AIBN Seminar Series Biomimetic Materials Controlling Cellular Activity

Abstract

Fibrous networks of biopolymers are found in both the intracellular and extracellular matrix. From the microscopic scale of a single cell to the macroscopic scale of fibrous tissues, biopolymers with different stiffness control cellular processes such as cell differentiation, proliferation, transportation and communication. In recent years, a large number of different hydrogels has been developed, often with the goal to create an artificial extracellular matrix for biomedical applications. However, the mechanical environment inside and outside the cell is not determined by a single component. Multiple biopolymers with different structural and mechanical properties which physically interact with each other, make the mechanical environment of a cell in vivo much more complicated than the environment of a cell in a single-component artificial matrix.

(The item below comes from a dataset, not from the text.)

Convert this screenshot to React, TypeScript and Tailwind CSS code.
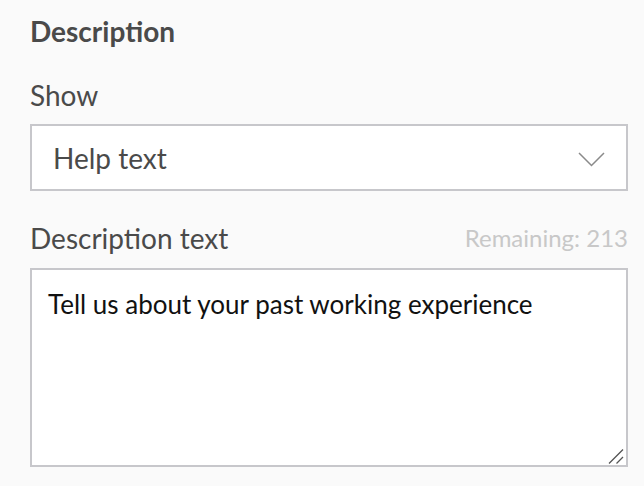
import React from "react";

export default function App() {
  return (
    <div className="w-[644px] h-[486px] bg-[#fafafa] overflow-hidden" style={{ fontFamily: "Lato, 'Noto Sans', sans-serif" }}>
      <div className="pl-[30px] pr-[16px] pt-[14px]">
        <div className="text-[28px] leading-[35px] font-bold text-[#4a4a4a]">Description</div>
        <div className="mt-[29px] text-[28px] leading-[34px] text-[#4a4a4a]">Show</div>
        <div className="mt-[12px] h-[67px] border-2 border-[#c7c7cb] bg-white flex items-center justify-between pl-[21px] pr-[21px]">
          <span className="text-[28px] text-[#4a4a4a]">Help text</span>
          <svg className="mt-[4px]" width="27" height="15" viewBox="0 0 27 15" fill="none">
            <path d="M1 1 L13.5 13.5 L26 1" stroke="#8a8a8a" strokeWidth="1.5" />
          </svg>
        </div>
        <div className="mt-[30px] flex items-start justify-between">
          <span className="text-[28px] leading-[35px] text-[#4a4a4a]">Description text</span>
          <span className="mt-[2px] text-[24px] leading-[30px] text-[#c8c8c8]">Remaining: 213</span>
        </div>
        <div className="relative mt-[12px] h-[199px] border-2 border-[#c7c7cb] bg-white px-[16px] pt-[18px]">
          <span className="text-[26px] leading-[32px] text-[#111]">Tell us about your past working experience</span>
          <svg className="absolute right-[2px] bottom-[1px]" width="16" height="16" viewBox="0 0 16 16">
            <path d="M1 15.5 L15 1.5 M8.5 15.5 L15 9" stroke="#555" strokeWidth="1.3" />
          </svg>
        </div>
      </div>
    </div>
  );
}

The mechanics of natural biopolymer gels however, are very different from most synthetic hydrogels because they show strain stiffening behaviour. Reconstituted networks of cytoskeletal polymers such as actin or intermediate filaments or extracellular biopolymers such as collagen or fibrin show a large increase in stiffness upon an applied stress or deformation. The stiffening response prevents these networks from breaking under external stresses and enables communication between cells growing in these materials.

Our efforts to synthesis genuine biomimetic polymer hydrogels with materials properties almost identical to these of intermediate filaments and extracellular matrices and approaches to controlling natural fibre networks will be discussed. The role of nonlinear mechanical properties in controlling cellular behaviour will be highlighted.

Bio

Professor Alan Rowan became Director of the Australian Institute for Bioengineering and Nanotechnology (AIBN) at the University of Queensland in 2016. Professor Rowan has PhD and first-class honours in chemistry from the University of Liverpool and joined the University of Nijmegen in the Netherlands, where he became a professor, established a new group in molecular materials, and studied the relationship between molecular assembly and functional properties. His seminal contributions include functional materials, biomimetic processive catalysis, synthetic extracellular materials and single enzyme kinetics is demonstrated through more than 380 publications with over 20,000 citations (h index 72), including 14 high-impact publications in Nature, Science, Nature Materials, Nature Nanotechnology, and Nature Chemistry. He has been awarded 11 patents in the areas of nanomedicine and nanomaterials and has been involved in the startup of 5 companies. In 2013 he was shortlisted as one of the Netherlands leading science entrepreneurs.

Professor Rowan was awarded the RSC Soft Matter and Biophysics Prize in 2014, an Australian Research Council Laureate Fellowship in 2017 and became a Fellow of the Australian Academic in 2020.